Your goal: Show all lines holding "components".

Material provided:
☆ ☆ ☆ ☆ ☆ ☆ ☆
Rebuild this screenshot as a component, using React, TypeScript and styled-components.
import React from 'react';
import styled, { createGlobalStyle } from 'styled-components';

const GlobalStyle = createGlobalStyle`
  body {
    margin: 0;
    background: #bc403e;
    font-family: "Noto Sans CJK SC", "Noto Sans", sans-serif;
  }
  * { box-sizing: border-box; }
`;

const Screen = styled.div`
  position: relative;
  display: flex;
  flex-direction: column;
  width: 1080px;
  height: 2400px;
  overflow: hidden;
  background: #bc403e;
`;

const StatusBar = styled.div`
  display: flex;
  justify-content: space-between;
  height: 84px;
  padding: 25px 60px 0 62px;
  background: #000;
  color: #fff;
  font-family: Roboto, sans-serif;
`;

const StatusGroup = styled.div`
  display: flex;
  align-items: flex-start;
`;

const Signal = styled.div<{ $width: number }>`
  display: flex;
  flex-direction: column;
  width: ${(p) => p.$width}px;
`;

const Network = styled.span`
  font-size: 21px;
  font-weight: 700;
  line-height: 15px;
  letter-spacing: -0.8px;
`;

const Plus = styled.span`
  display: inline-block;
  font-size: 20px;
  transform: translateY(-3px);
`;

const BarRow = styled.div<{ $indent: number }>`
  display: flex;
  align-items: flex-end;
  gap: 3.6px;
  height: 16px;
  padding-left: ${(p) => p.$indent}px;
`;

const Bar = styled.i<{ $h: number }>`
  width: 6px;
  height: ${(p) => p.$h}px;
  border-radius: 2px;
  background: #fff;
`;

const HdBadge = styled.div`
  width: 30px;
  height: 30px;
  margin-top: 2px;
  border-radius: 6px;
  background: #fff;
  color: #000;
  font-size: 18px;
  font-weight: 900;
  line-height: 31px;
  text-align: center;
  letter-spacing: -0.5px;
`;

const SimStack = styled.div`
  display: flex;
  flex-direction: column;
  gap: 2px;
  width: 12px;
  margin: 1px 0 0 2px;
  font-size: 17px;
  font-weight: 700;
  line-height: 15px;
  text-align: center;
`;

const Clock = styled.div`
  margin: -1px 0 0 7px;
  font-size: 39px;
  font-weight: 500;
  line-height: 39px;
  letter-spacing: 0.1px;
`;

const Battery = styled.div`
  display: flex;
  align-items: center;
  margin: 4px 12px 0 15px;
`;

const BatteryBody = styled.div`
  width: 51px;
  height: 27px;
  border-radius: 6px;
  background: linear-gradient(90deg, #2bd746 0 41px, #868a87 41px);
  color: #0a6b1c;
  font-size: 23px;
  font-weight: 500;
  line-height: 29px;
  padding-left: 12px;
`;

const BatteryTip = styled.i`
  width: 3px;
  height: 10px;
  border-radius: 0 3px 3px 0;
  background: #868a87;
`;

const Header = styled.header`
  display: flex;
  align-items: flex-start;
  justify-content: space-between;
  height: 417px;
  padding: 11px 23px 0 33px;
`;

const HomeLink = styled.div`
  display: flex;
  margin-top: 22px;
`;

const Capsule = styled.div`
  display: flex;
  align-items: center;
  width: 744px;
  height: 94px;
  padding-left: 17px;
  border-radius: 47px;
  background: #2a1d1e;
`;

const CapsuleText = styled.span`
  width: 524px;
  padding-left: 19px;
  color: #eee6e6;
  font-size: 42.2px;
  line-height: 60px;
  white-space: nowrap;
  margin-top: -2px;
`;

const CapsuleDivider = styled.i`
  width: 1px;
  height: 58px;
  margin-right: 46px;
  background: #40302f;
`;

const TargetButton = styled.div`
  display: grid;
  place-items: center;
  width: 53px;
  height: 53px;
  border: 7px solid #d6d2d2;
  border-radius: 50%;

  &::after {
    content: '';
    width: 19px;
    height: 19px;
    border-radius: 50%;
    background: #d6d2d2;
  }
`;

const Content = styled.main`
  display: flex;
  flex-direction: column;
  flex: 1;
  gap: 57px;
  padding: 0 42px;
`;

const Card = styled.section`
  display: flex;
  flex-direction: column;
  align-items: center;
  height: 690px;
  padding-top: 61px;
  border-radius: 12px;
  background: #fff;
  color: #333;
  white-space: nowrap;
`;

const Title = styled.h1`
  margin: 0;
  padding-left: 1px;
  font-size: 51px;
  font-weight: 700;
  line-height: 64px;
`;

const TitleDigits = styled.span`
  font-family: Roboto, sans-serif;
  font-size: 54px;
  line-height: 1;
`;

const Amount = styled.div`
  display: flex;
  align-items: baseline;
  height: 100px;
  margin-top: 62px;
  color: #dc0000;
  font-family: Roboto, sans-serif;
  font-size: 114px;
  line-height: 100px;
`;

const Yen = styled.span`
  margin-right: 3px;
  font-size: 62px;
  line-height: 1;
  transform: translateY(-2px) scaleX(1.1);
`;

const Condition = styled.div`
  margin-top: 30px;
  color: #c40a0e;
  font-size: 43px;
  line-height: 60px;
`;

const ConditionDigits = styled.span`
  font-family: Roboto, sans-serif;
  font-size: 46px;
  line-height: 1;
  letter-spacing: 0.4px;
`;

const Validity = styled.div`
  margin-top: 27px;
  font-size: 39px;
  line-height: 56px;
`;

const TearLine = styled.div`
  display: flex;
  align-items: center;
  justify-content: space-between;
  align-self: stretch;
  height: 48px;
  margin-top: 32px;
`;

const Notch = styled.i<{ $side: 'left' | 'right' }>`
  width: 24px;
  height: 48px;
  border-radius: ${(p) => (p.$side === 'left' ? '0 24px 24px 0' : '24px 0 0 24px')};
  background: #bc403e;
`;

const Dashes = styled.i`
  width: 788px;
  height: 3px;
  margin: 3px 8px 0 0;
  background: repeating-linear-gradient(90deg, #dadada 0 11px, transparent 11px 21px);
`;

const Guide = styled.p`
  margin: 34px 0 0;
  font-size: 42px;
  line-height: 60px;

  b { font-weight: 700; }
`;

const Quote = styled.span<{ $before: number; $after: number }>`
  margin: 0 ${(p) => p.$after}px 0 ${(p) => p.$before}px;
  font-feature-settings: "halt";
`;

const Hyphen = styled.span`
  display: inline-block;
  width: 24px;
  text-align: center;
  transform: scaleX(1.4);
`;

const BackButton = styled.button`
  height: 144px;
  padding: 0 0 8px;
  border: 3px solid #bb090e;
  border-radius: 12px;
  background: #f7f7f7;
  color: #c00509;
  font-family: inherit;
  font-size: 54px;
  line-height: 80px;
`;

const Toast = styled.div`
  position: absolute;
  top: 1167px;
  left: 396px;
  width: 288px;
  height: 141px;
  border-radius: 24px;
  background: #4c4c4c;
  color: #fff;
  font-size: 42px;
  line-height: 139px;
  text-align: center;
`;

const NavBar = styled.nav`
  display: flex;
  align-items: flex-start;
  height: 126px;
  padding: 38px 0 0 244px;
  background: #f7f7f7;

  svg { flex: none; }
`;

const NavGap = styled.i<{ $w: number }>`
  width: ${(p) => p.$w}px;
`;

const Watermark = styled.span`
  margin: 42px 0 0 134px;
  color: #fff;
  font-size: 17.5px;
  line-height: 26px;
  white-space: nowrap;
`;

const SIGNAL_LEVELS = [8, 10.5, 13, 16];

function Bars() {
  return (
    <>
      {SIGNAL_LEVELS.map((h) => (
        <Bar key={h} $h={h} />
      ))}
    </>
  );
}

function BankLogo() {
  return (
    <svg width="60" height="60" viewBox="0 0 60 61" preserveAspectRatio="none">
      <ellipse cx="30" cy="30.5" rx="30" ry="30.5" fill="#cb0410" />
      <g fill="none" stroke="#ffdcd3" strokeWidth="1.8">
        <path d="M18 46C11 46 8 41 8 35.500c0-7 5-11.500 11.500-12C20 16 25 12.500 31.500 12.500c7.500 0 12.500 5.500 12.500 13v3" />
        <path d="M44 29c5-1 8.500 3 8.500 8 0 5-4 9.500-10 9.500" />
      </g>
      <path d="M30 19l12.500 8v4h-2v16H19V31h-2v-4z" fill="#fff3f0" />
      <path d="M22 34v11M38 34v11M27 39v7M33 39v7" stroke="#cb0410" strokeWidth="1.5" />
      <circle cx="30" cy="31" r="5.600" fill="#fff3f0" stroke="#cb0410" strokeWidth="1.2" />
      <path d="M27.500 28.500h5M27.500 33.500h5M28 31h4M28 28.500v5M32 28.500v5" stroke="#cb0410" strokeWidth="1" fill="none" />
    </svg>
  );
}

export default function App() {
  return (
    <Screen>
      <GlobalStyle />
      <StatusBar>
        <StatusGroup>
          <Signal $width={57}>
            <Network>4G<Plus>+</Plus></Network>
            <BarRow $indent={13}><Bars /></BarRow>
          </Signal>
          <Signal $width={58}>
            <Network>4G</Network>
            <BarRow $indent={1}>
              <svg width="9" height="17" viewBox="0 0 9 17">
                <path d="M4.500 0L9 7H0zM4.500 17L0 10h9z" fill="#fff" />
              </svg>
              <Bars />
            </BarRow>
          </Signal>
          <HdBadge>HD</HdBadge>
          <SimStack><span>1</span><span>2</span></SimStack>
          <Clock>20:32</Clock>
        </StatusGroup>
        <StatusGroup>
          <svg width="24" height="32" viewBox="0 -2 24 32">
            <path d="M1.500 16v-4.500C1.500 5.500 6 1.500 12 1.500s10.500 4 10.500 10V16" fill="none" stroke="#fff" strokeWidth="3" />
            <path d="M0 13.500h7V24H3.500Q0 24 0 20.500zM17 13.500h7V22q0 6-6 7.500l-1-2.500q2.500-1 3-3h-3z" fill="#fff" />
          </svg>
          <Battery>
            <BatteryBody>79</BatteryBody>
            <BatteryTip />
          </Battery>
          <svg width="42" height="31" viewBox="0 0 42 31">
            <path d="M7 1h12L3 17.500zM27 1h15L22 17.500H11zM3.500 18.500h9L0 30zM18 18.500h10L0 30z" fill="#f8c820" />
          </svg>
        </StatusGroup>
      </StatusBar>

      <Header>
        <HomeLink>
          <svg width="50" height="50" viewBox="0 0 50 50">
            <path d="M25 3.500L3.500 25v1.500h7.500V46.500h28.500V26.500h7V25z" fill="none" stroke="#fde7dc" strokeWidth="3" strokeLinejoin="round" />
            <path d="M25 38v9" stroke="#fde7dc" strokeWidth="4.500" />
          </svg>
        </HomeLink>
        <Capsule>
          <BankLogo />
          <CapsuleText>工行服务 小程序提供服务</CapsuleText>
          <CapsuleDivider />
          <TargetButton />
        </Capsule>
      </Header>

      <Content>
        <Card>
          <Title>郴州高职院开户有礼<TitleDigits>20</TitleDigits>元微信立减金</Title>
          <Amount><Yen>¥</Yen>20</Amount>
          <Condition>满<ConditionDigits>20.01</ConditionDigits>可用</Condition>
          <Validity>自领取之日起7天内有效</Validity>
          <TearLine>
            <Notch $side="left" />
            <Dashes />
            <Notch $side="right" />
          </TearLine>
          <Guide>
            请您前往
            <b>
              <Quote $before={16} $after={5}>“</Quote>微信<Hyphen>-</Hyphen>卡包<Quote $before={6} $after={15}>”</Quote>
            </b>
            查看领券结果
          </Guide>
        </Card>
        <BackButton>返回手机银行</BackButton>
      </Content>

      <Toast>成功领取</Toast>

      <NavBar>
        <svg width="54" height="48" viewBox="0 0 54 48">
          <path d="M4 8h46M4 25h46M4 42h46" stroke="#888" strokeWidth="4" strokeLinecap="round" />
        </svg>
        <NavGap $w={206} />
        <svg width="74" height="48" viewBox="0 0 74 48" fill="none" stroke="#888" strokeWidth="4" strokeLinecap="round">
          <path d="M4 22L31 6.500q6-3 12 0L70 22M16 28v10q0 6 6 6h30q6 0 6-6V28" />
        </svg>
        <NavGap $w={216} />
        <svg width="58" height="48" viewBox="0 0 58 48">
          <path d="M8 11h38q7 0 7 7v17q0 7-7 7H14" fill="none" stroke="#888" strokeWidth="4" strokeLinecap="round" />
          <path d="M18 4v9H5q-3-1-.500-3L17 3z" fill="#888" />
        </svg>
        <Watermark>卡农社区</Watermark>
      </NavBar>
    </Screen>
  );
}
☆ ☆ ☆ ☆ ☆ ☆ ☆
Solution:
Rebuild this screenshot as a component, using React, TypeScript and styled-components.
import styled, { createGlobalStyle } from 'styled-components';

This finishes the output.